Cifas, which aims at reducing financial crime in the UK, said that the number of “misuse of facility” frauds involving those under 21 years of age, has risen sharply.

There were 4,222 cases in the first half of 2017, compared with 2,143 in the first part of 2916, the fraud prevention service said.

It also reported that 65 per cent of the 17,040 incidents in the UK in the first six months of 2017 were committed by those under 30.

This type of fraud normally sees an individual allowing their bank account to be used in transferring money, according to Cifas, making it more difficult for authorities to monitor.

The organisation has also called for children to receive fraud education in the national curriculum.

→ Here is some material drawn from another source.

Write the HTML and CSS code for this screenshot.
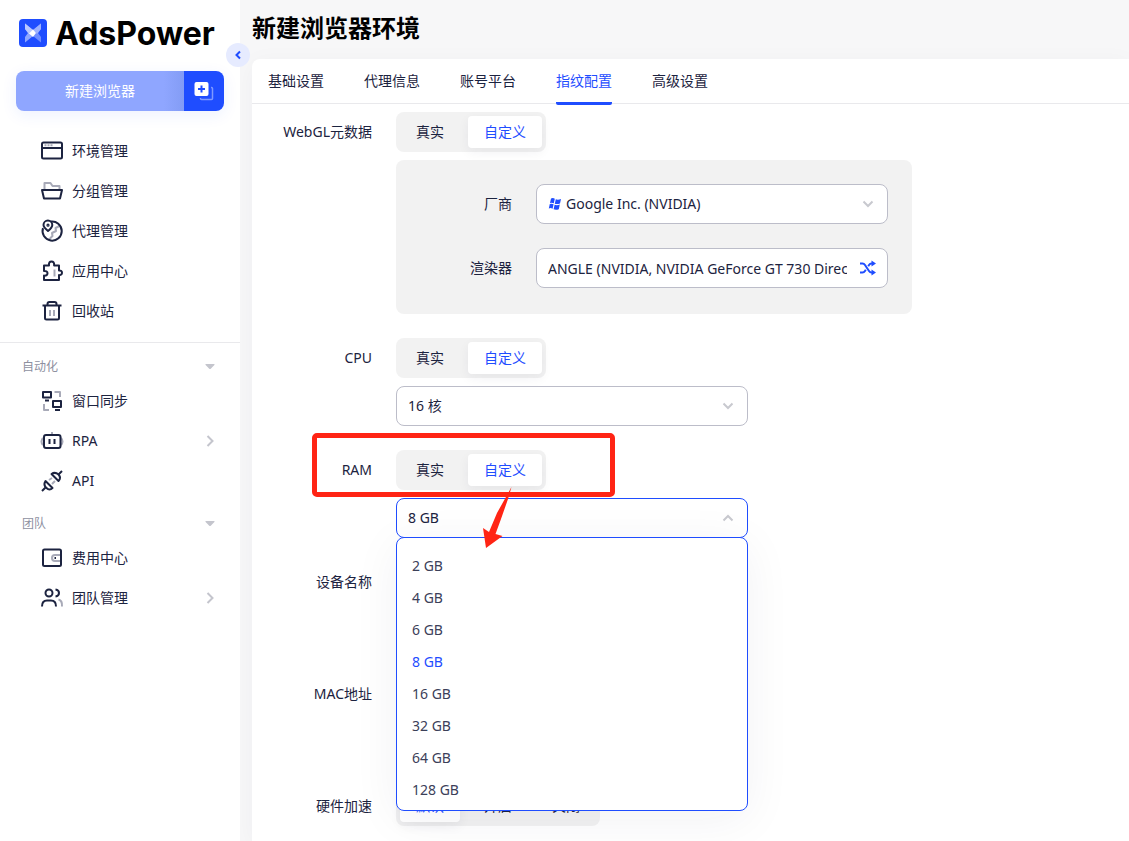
FILE: index.html
```html
<!DOCTYPE html>
<html lang="zh-CN">
<head>
<meta charset="utf-8">
<title>AdsPower - 新建浏览器环境</title>
<meta name="viewport" content="width=device-width, initial-scale=1">
<link rel="stylesheet" href="styles.css">
</head>
<body>
<div class="app">
  <aside class="sidebar">
    <div class="brand">
      <svg class="brand-mark" viewBox="0 0 28 28" aria-hidden="true">
        <rect width="28" height="28" rx="4" fill="#1f4dff"/>
        <path d="M6 4.500l8 6.500v6L6 23.500V18l3-4-3-4z" fill="#8fa6ff"/>
        <path d="M22 4.500L14 11v6l8 6.500V18l-3-4 3-4z" fill="#6f8dff"/>
        <path d="M6 4.500l8 6.500-4 4-4-5z" fill="#b9c7ff"/>
        <path d="M22 4.500L14 11l4 4 4-5z" fill="#9db1ff"/>
        <path d="M14 10.500l3 3.500-3 4-4-3.500z" fill="#fff"/>
      </svg>
      <span class="brand-name">AdsPower</span>
    </div>
    <div class="create">
      <button class="create-main" type="button">新建浏览器</button>
      <button class="create-batch" type="button" aria-label="批量新建">
        <svg width="20" height="20" viewBox="0 0 20 20" aria-hidden="true">
          <path d="M17 6.500h.5a1 1 0 0 1 1 1v10a1 1 0 0 1-1 1h-10a1 1 0 0 1-1-1V17" fill="none" stroke="#7f99ff" stroke-width="1.500"/>
          <rect x="0.500" y="1" width="14" height="14" rx="2" fill="#fff"/>
          <path d="M7.500 4.500v7M4 8h7" stroke="#1f4dff" stroke-width="2"/>
        </svg>
      </button>
    </div>
    <nav class="menu">
      <a class="menu-item" href="#">
        <svg class="icon" viewBox="0 0 24 24"><rect x="2" y="3.500" width="20" height="16" rx="1.500"/><path d="M2 9h20"/><path class="dim" stroke-dasharray="2 1" d="M4.500 6.300h8"/></svg>
        环境管理</a>
      <a class="menu-item" href="#">
        <svg class="icon" viewBox="0 0 24 24"><path class="dim" d="M4.500 10V4h6l2 3h7v3"/><path d="M2 11h20l-2 8.500H4z"/></svg>
        分组管理</a>
      <a class="menu-item" href="#">
        <svg class="icon" viewBox="0 0 24 24"><path class="dim" d="M19.500 7l-4 2 .5 3-4 2 .5 3-3 3"/><path d="M10.500 2.600a9.600 9.600 0 1 1-7.500 6.500"/><path d="M8 12C5 9.500 3.500 8 3.500 6a4.300 4.300 0 0 1 8.800 0C12.300 8 11 9.500 8 12z"/><circle cx="8" cy="6.200" r=".6"/></svg>
        代理管理</a>
      <a class="menu-item" href="#">
        <svg class="icon" viewBox="0 0 24 24"><path class="dim" d="M14.500 10.500v7"/><path d="M4 6.500h5c-.4-3 .8-4 2.500-4s3 1 2.600 4H19v5c2-.2 3 .8 3 2.300s-1 2.500-3 2.300v5H4v-4.500c2.500.2 3.500-.8 3.500-2.300S6.500 11.800 4 12z"/></svg>
        应用中心</a>
      <a class="menu-item" href="#">
        <svg class="icon" viewBox="0 0 24 24"><path class="dim" d="M10 11v6M14 11v6"/><path d="M2.500 6.500h19M7.500 6.500V5q0-2 2-2h5q2 0 2 2v1.500M5 6.500V19q0 1.500 1.500 1.500h11q1.500 0 1.500-1.500V6.500"/></svg>
        回收站</a>
    </nav>
    <div class="group-title"><span>自动化</span><svg class="caret" viewBox="0 0 10 6"><path d="M1 0h8q1 0 .4 1L5.500 5h-1L.6 1Q0 0 1 0z"/></svg></div>
    <nav>
      <a class="menu-item" href="#">
        <svg class="icon" viewBox="0 0 24 24"><path class="dim" d="M14.500 3H20v5M4 15v6h5"/><rect x="3" y="3" width="8" height="5.500"/><path d="M5 11.500h4"/><rect x="13" y="12" width="8" height="6"/><path d="M15 21h5"/></svg>
        窗口同步</a>
      <a class="menu-item" href="#">
        <svg class="icon" viewBox="0 0 24 24"><path class="dim" d="M12 3v3M3 9q-3 3.500 0 7M21 9q3 3.500 0 7"/><rect x="4" y="6" width="16.500" height="13" rx="2"/><path d="M9.500 10v5M14.500 10v5"/></svg>
        <span class="menu-text">RPA</span><svg class="arrow" viewBox="0 0 8 12"><path d="M1.500 1l5 5-5 5"/></svg></a>
      <a class="menu-item" href="#">
        <svg class="icon" viewBox="0 0 24 24"><path class="dim" d="M9 11l3-2M12 15l3-3"/><path d="M2 22l4-4M5.500 12l7 7q-3 3-6 0-3.500-3-1-7zM22 2l-4 4M11.500 5l7 7q3-3 0-6.500-3.500-3-7-.5z"/></svg>
        API</a>
    </nav>
    <div class="group-title group-title-next"><span>团队</span><svg class="caret" viewBox="0 0 10 6"><path d="M1 0h8q1 0 .4 1L5.500 5h-1L.6 1Q0 0 1 0z"/></svg></div>
    <nav>
      <a class="menu-item" href="#">
        <svg class="icon" viewBox="0 0 24 24"><path class="dim" d="M21 9h-6q-3 0-3 3t3 3h6"/><rect x="3" y="3.500" width="18" height="16.500" rx="1.500"/><path d="M14.500 12h1.500"/></svg>
        费用中心</a>
      <a class="menu-item" href="#">
        <svg class="icon" viewBox="0 0 24 24"><path class="dim" d="M18.500 13.500q4 1 3.500 7"/><circle cx="9" cy="7" r="3.500"/><path d="M2 20.500q0-6 5-6h4q5 0 5 6M15.500 3.500q3.500.5 3.500 3.500t-3.500 3.500"/></svg>
        <span class="menu-text">团队管理</span><svg class="arrow" viewBox="0 0 8 12"><path d="M1.500 1l5 5-5 5"/></svg></a>
    </nav>
    <button class="collapse" type="button" aria-label="收起侧栏">
      <svg width="6" height="10" viewBox="0 0 6 10"><path d="M5 1.500L1.500 5 5 8.500" fill="none" stroke="#1f4dff" stroke-width="2"/></svg>
    </button>
  </aside>

  <main class="main">
    <h1 class="title">新建浏览器环境</h1>
    <section class="panel">
      <nav class="tabs">
        <a class="tab" href="#">基础设置</a>
        <a class="tab" href="#">代理信息</a>
        <a class="tab" href="#">账号平台</a>
        <a class="tab tab-active" href="#" aria-current="page">指纹配置</a>
        <a class="tab" href="#">高级设置</a>
      </nav>
      <form class="form">
        <div class="row">
          <span class="label" id="l-webgl">WebGL元数据</span>
          <div class="field">
            <div class="segment" role="radiogroup" aria-labelledby="l-webgl">
              <label class="option"><input type="radio" name="webgl">真实</label>
              <label class="option"><input type="radio" name="webgl" checked>自定义</label>
            </div>
            <div class="card">
              <label class="label" for="vendor">厂商</label>
              <div class="control">
                <svg class="vendor-icon" viewBox="0 0 14 14" aria-hidden="true"><path d="M3 1.500Q5 .5 6.800 1.800L5.800 6.300Q4 5.200 2 6zM7.800 2.300Q10 3.200 13 2L12 6.500Q9 7.600 6.800 6.700zM1.800 7Q3.800 6.200 5.600 7.300L4.600 11.800Q2.800 10.600.8 11.500zM6.600 7.800Q9 8.700 11.800 7.600L10.800 12.200Q8 13.300 5.600 12.300z"/></svg>
                <select class="input input-vendor" id="vendor"><option>Google Inc. (NVIDIA)</option></select>
                <svg class="chevron" viewBox="0 0 12 8"><path d="M1.500 1.500L6 6l4.500-4.500"/></svg>
              </div>
              <label class="label" for="renderer">渲染器</label>
              <div class="control">
                <input class="input input-renderer" id="renderer" value="ANGLE (NVIDIA, NVIDIA GeForce GT 730 Direct3D11)">
                <button class="shuffle" type="button" aria-label="随机">
                  <svg width="16" height="16" viewBox="0 0 16 16"><path d="M0 3.500h2.500q1.500 0 2.500 1.500l4 6q1 1.500 2.500 1.500H14M0 12.500h2.500q1.500 0 2.500-1.500l.8-1.200M8.200 6.200L9 5q1-1.500 2.500-1.500H14" fill="none" stroke="#1f4dff" stroke-width="2"/><path d="M11.500.5L16 3.500l-4.500 3zM11.500 9.500l4.500 3-4.500 3z" fill="#1f4dff"/></svg>
                </button>
              </div>
            </div>
          </div>
        </div>
        <div class="row">
          <label class="label" for="cpu">CPU</label>
          <div class="field">
            <div class="segment" role="radiogroup" aria-label="CPU">
              <label class="option"><input type="radio" name="cpu">真实</label>
              <label class="option"><input type="radio" name="cpu" checked>自定义</label>
            </div>
            <div class="control">
              <select class="input" id="cpu"><option>16 核</option></select>
              <svg class="chevron" viewBox="0 0 12 8"><path d="M1.500 1.500L6 6l4.500-4.500"/></svg>
            </div>
          </div>
        </div>
        <div class="row row-ram">
          <label class="label" for="ram">RAM</label>
          <div class="field">
            <div class="segment" role="radiogroup" aria-label="RAM">
              <label class="option"><input type="radio" name="ram">真实</label>
              <label class="option"><input type="radio" name="ram" checked>自定义</label>
            </div>
            <div class="control">
              <select class="input input-open" id="ram"><option>8 GB</option></select>
              <svg class="chevron" viewBox="0 0 12 8"><path d="M1.500 6.500L6 2l4.500 4.500"/></svg>
              <ul class="dropdown" role="listbox" aria-label="RAM">
                <li class="choice" role="option">2 GB</li>
                <li class="choice" role="option">4 GB</li>
                <li class="choice" role="option">6 GB</li>
                <li class="choice choice-active" role="option" aria-selected="true">8 GB</li>
                <li class="choice" role="option">16 GB</li>
                <li class="choice" role="option">32 GB</li>
                <li class="choice" role="option">64 GB</li>
                <li class="choice" role="option">128 GB</li>
              </ul>
            </div>
          </div>
          <div class="highlight"></div>
          <svg class="pointer" viewBox="0 0 32 64" aria-hidden="true"><path d="M31.500 1L28 13 21 33 15.500 48l7 2L6 62 3 42l6 4 8-19z" fill="#ff2414"/></svg>
        </div>
        <div class="row row-tall">
          <label class="label" for="device">设备名称</label>
          <div class="control"><input class="input" id="device"></div>
        </div>
        <div class="row row-tall">
          <label class="label" for="mac">MAC地址</label>
          <div class="control"><input class="input" id="mac"></div>
        </div>
        <div class="row">
          <span class="label" id="l-hw">硬件加速</span>
          <div class="field">
            <div class="segment" role="radiogroup" aria-labelledby="l-hw">
              <label class="option"><input type="radio" name="hw" checked>默认</label>
              <label class="option"><input type="radio" name="hw">开启</label>
              <label class="option"><input type="radio" name="hw">关闭</label>
            </div>
          </div>
        </div>
      </form>
    </section>
  </main>
</div>
</body>
</html>
```
FILE: styles.css
```css
* {
  box-sizing: border-box;
}

body {
  margin: 0;
  background: #f7f7f8;
  color: #1c2340;
  font: 14px/20px "Noto Sans", "Noto Sans CJK SC", sans-serif;
}

button,
input,
select {
  font: inherit;
  color: inherit;
}

button {
  border: 0;
  padding: 0;
  cursor: pointer;
}

a {
  color: inherit;
  text-decoration: none;
}

.app {
  display: flex;
  min-height: 100vh;
}

/* Sidebar */
.sidebar {
  position: relative;
  flex: 0 0 240px;
  background: #fff;
}

.brand {
  display: flex;
  align-items: center;
  gap: 8px;
  height: 66px;
  padding-left: 19px;
}

.brand-mark {
  width: 28px;
  height: 28px;
}

.brand-name {
  padding-top: 2px;
  color: #000;
  font: 700 32px/40px Inter, sans-serif;
}

.create {
  display: flex;
  height: 40px;
  margin: 5px 16px 0;
  border-radius: 8px;
  overflow: hidden;
  box-shadow: 0 4px 16px #1f4dff14;
}

.create-main {
  flex: 1;
  background: linear-gradient(90deg, #8fa6ff 88%, #839cf5);
  color: #fff;
}

.create-batch {
  display: flex;
  align-items: center;
  justify-content: center;
  width: 40px;
  background: #1f4dff;
}

.menu {
  padding: 20px 0 11px;
  border-bottom: 1px solid #e9e9ec;
}

.menu-item {
  display: flex;
  align-items: center;
  gap: 8px;
  height: 40px;
  padding: 0 24px 0 40px;
}

.menu-text {
  flex: 1;
}

.icon {
  width: 24px;
  height: 24px;
  fill: none;
  stroke: #1c2340;
  stroke-width: 2;
  stroke-linejoin: round;
}

.icon .dim {
  stroke: #a8aab8;
}

.arrow {
  width: 8px;
  height: 12px;
  margin-right: 2px;
  fill: none;
  stroke: #c4c5cd;
  stroke-width: 2;
}

.group-title {
  display: flex;
  align-items: center;
  justify-content: space-between;
  height: 28px;
  margin-top: 10px;
  padding: 0 25px 0 22px;
  color: #8e909f;
  font-size: 12px;
}

.group-title-next {
  margin-top: 9px;
}

.caret {
  width: 10px;
  height: 6px;
  fill: #c4c5cd;
}

.collapse {
  position: absolute;
  top: 43px;
  right: -10px;
  display: flex;
  align-items: center;
  justify-content: center;
  width: 24px;
  height: 24px;
  border-radius: 50%;
  background: #e6ebff;
}

/* Main area */
.main {
  display: flex;
  flex: 1;
  flex-direction: column;
  min-width: 0;
  padding-left: 12px;
}

.title {
  margin: 0;
  height: 59px;
  color: #000;
  font-size: 24px;
  font-weight: 700;
  line-height: 56px;
}

.panel {
  flex: 1;
  border-top-left-radius: 8px;
  background: #fff;
  box-shadow: 0 4px 24px #1c23400a;
}

.tabs {
  display: flex;
  gap: 40px;
  height: 45px;
  padding: 0 16px;
  border-bottom: 1px solid #e9e9ec;
}

.tab {
  height: 46px;
  line-height: 44px;
}

.tab-active {
  border-bottom: 3px solid #1f4dff;
  border-radius: 2px;
  color: #1f4dff;
}

.form {
  display: grid;
  gap: 24px;
  padding: 8px 0;
}

.row {
  display: grid;
  grid-template-columns: 120px 1fr;
  column-gap: 24px;
}

.row-ram {
  position: relative;
}

.row-tall {
  min-height: 88px;
}

.label {
  line-height: 40px;
  text-align: right;
}

.field {
  display: grid;
  gap: 8px;
  justify-items: start;
}

.segment {
  display: flex;
  gap: 8px;
  padding: 4px;
  border-radius: 8px;
  background: #f2f2f2;
}

.option {
  padding: 0 16px;
  border-radius: 4px;
  line-height: 32px;
}

.option input {
  position: absolute;
  margin: 0;
  opacity: 0;
}

.option:has(:checked) {
  background: #fff;
  color: #1f4dff;
  box-shadow: 0 4px 12px #1c23400f;
}

.card {
  display: grid;
  grid-template-columns: 92px 352px;
  gap: 24px;
  padding: 24px 24px 26px;
  border-radius: 8px;
  background: #f2f2f2;
}

.control {
  position: relative;
  width: 352px;
}

.input {
  display: block;
  width: 100%;
  height: 40px;
  padding: 0 12px;
  border: 1px solid #bcbdc9;
  border-radius: 8px;
  outline: 0;
  background: #fff;
  appearance: none;
}

select.input {
  padding-left: 11px;
}

select.input-vendor {
  padding-left: 29px;
}

.input-renderer {
  padding: 0 40px 0 11px;
}

.input-open {
  border-color: #1f4dff;
}

.vendor-icon {
  position: absolute;
  top: 13px;
  left: 12px;
  width: 14px;
  height: 14px;
  fill: #1f4dff;
}

.chevron {
  position: absolute;
  top: 16px;
  right: 14px;
  width: 12px;
  height: 8px;
  fill: none;
  stroke: #c8c9cf;
  stroke-width: 2;
  pointer-events: none;
}

.shuffle {
  position: absolute;
  top: 12px;
  right: 12px;
  width: 16px;
  height: 16px;
  background: none;
}

.shuffle svg {
  display: block;
}

.dropdown {
  position: absolute;
  top: 39px;
  left: 0;
  right: 0;
  z-index: 2;
  margin: 0;
  padding: 12px 0 4px;
  border: 1px solid #1f4dff;
  border-radius: 8px;
  background: #fff;
  box-shadow: 0 8px 48px #1c23400f;
  list-style: none;
}

.choice {
  padding: 0 15px;
  color: #3b4059;
  line-height: 32px;
}

.choice-active {
  color: #1f4dff;
}

/* Annotation over the RAM row */
.highlight {
  position: absolute;
  top: -17px;
  left: 60px;
  width: 303px;
  height: 64px;
  border: 5px solid #ff2414;
  border-radius: 5px;
  pointer-events: none;
}

.pointer {
  position: absolute;
  top: 36px;
  left: 228px;
  z-index: 3;
  width: 32px;
  height: 64px;
  pointer-events: none;
}
```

“We are trying to prevent young people from getting involved in something that could end up being quite damaging,” said Sandra Peaston, Cifas, assistant director. “Not just the repercussions of laundering money but getting involved in organised crime can get very nasty.”

Ms Peaston added that criminals were advertising on social media, offering cash if youngsters allow them to use their bank accounts.

The Metropolitan Police has sent out warnings to parents through London schools after worries that school children are being approached outside school gates. There have been several cases recorded outside of London according to The Times.

Youngsters have been approached with violent threats if they did not consent, say police.

Parents were warned to talk to their children so they are on alert concerning these money laundering schemes, as they may not be aware that this is a criminal offence and could damage their credit status in the future.

Operation Falcon, the Met police’s fraud department sent out a letter explaining how youngsters are lured in. “This is either done by force or for a financial incentive. We need your support to help educate young people around this issue.

Bank accounts are private and must only be used by the account holder. Any misuse could not only be criminal but could cause serious credit issues for the account holder.”

Children as young as 13 now have bank accounts, said Detective Chief Inspector Gay Miles, and they now have “access to money that they didn’t have before.”